======== Supplied material

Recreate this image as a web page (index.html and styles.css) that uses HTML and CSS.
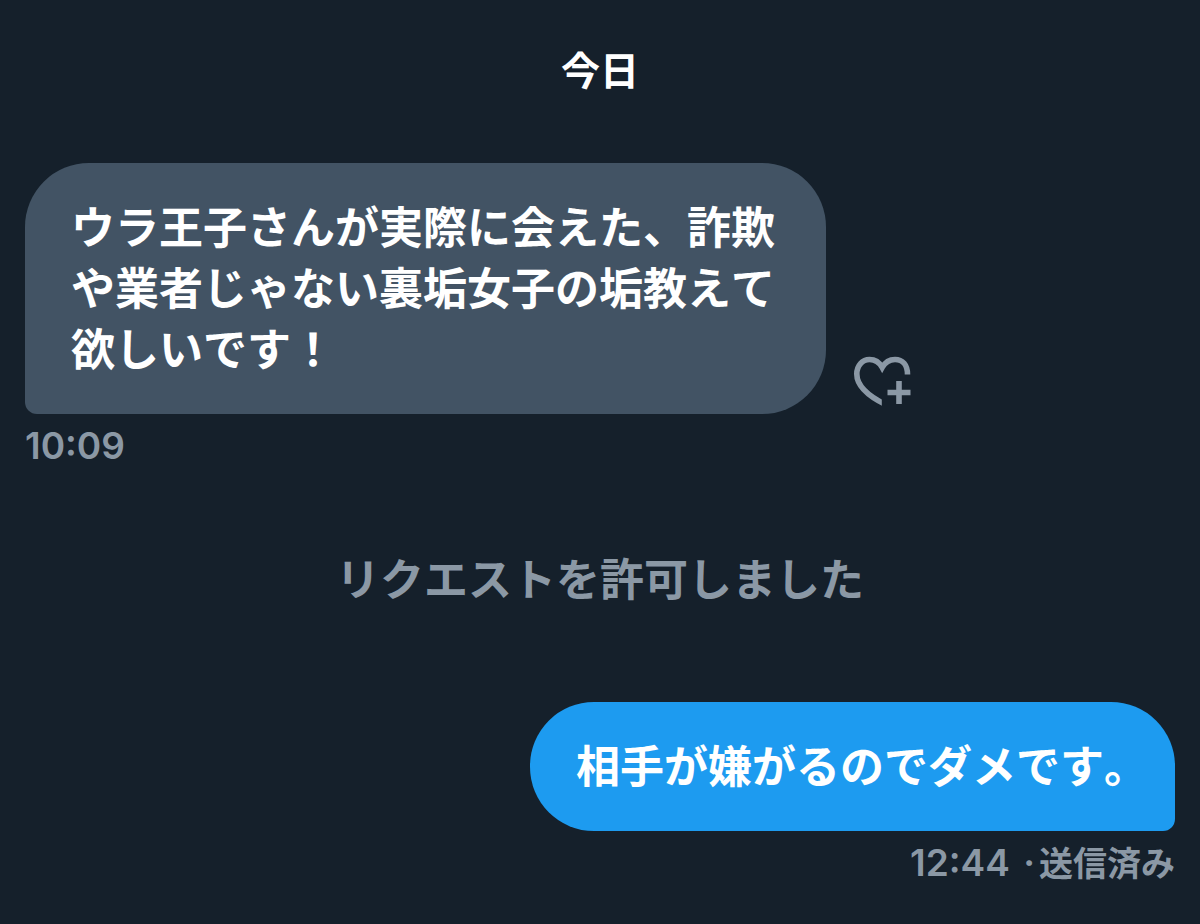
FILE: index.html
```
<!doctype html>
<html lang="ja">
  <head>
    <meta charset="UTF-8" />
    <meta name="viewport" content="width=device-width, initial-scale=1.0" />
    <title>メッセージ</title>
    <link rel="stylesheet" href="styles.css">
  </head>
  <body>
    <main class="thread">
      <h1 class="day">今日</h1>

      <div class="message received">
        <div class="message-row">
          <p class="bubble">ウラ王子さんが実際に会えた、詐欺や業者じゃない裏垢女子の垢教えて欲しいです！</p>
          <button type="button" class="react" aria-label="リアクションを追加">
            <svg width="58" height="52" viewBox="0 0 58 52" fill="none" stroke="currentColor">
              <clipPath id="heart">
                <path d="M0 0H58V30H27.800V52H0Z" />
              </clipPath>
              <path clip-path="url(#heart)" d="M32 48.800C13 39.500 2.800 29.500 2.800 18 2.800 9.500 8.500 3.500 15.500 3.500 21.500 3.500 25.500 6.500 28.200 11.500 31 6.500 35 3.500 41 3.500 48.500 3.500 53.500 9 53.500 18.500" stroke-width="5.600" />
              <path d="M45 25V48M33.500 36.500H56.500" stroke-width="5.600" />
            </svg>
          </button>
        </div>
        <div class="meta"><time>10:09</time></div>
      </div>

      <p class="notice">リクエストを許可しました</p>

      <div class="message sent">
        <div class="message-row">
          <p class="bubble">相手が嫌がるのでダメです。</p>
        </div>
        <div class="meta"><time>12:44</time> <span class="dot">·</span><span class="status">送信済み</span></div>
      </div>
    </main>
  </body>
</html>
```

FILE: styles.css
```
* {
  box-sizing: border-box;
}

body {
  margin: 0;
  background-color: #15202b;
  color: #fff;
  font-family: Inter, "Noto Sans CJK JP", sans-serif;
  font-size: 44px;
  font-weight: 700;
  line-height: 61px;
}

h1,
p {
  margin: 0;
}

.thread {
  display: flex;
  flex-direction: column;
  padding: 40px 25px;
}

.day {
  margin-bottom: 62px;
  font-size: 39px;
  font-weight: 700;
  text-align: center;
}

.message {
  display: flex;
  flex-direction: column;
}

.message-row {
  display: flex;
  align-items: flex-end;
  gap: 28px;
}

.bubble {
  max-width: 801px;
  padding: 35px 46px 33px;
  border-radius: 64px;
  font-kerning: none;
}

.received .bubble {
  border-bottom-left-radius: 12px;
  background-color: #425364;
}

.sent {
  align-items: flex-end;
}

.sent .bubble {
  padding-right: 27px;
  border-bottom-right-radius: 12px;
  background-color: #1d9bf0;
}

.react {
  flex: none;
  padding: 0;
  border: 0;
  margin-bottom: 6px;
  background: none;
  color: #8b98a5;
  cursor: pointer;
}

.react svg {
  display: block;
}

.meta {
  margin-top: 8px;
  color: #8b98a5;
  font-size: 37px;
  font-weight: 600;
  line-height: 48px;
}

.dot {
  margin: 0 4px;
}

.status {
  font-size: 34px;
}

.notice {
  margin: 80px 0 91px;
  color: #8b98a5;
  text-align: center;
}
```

================

Pictures excluded, quote all the data above exactly.

Response to the task:
Recreate this image as a web page (index.html and styles.css) that uses HTML and CSS.
FILE: index.html
```
<!doctype html>
<html lang="ja">
  <head>
    <meta charset="UTF-8" />
    <meta name="viewport" content="width=device-width, initial-scale=1.0" />
    <title>メッセージ</title>
    <link rel="stylesheet" href="styles.css">
  </head>
  <body>
    <main class="thread">
      <h1 class="day">今日</h1>

      <div class="message received">
        <div class="message-row">
          <p class="bubble">ウラ王子さんが実際に会えた、詐欺や業者じゃない裏垢女子の垢教えて欲しいです！</p>
          <button type="button" class="react" aria-label="リアクションを追加">
            <svg width="58" height="52" viewBox="0 0 58 52" fill="none" stroke="currentColor">
              <clipPath id="heart">
                <path d="M0 0H58V30H27.800V52H0Z" />
              </clipPath>
              <path clip-path="url(#heart)" d="M32 48.800C13 39.500 2.800 29.500 2.800 18 2.800 9.500 8.500 3.500 15.500 3.500 21.500 3.500 25.500 6.500 28.200 11.500 31 6.500 35 3.500 41 3.500 48.500 3.500 53.500 9 53.500 18.500" stroke-width="5.600" />
              <path d="M45 25V48M33.500 36.500H56.500" stroke-width="5.600" />
            </svg>
          </button>
        </div>
        <div class="meta"><time>10:09</time></div>
      </div>

      <p class="notice">リクエストを許可しました</p>

      <div class="message sent">
        <div class="message-row">
          <p class="bubble">相手が嫌がるのでダメです。</p>
        </div>
        <div class="meta"><time>12:44</time> <span class="dot">·</span><span class="status">送信済み</span></div>
      </div>
    </main>
  </body>
</html>
```

FILE: styles.css
```
* {
  box-sizing: border-box;
}

body {
  margin: 0;
  background-color: #15202b;
  color: #fff;
  font-family: Inter, "Noto Sans CJK JP", sans-serif;
  font-size: 44px;
  font-weight: 700;
  line-height: 61px;
}

h1,
p {
  margin: 0;
}

.thread {
  display: flex;
  flex-direction: column;
  padding: 40px 25px;
}

.day {
  margin-bottom: 62px;
  font-size: 39px;
  font-weight: 700;
  text-align: center;
}

.message {
  display: flex;
  flex-direction: column;
}

.message-row {
  display: flex;
  align-items: flex-end;
  gap: 28px;
}

.bubble {
  max-width: 801px;
  padding: 35px 46px 33px;
  border-radius: 64px;
  font-kerning: none;
}

.received .bubble {
  border-bottom-left-radius: 12px;
  background-color: #425364;
}

.sent {
  align-items: flex-end;
}

.sent .bubble {
  padding-right: 27px;
  border-bottom-right-radius: 12px;
  background-color: #1d9bf0;
}

.react {
  flex: none;
  padding: 0;
  border: 0;
  margin-bottom: 6px;
  background: none;
  color: #8b98a5;
  cursor: pointer;
}

.react svg {
  display: block;
}

.meta {
  margin-top: 8px;
  color: #8b98a5;
  font-size: 37px;
  font-weight: 600;
  line-height: 48px;
}

.dot {
  margin: 0 4px;
}

.status {
  font-size: 34px;
}

.notice {
  margin: 80px 0 91px;
  color: #8b98a5;
  text-align: center;
}
```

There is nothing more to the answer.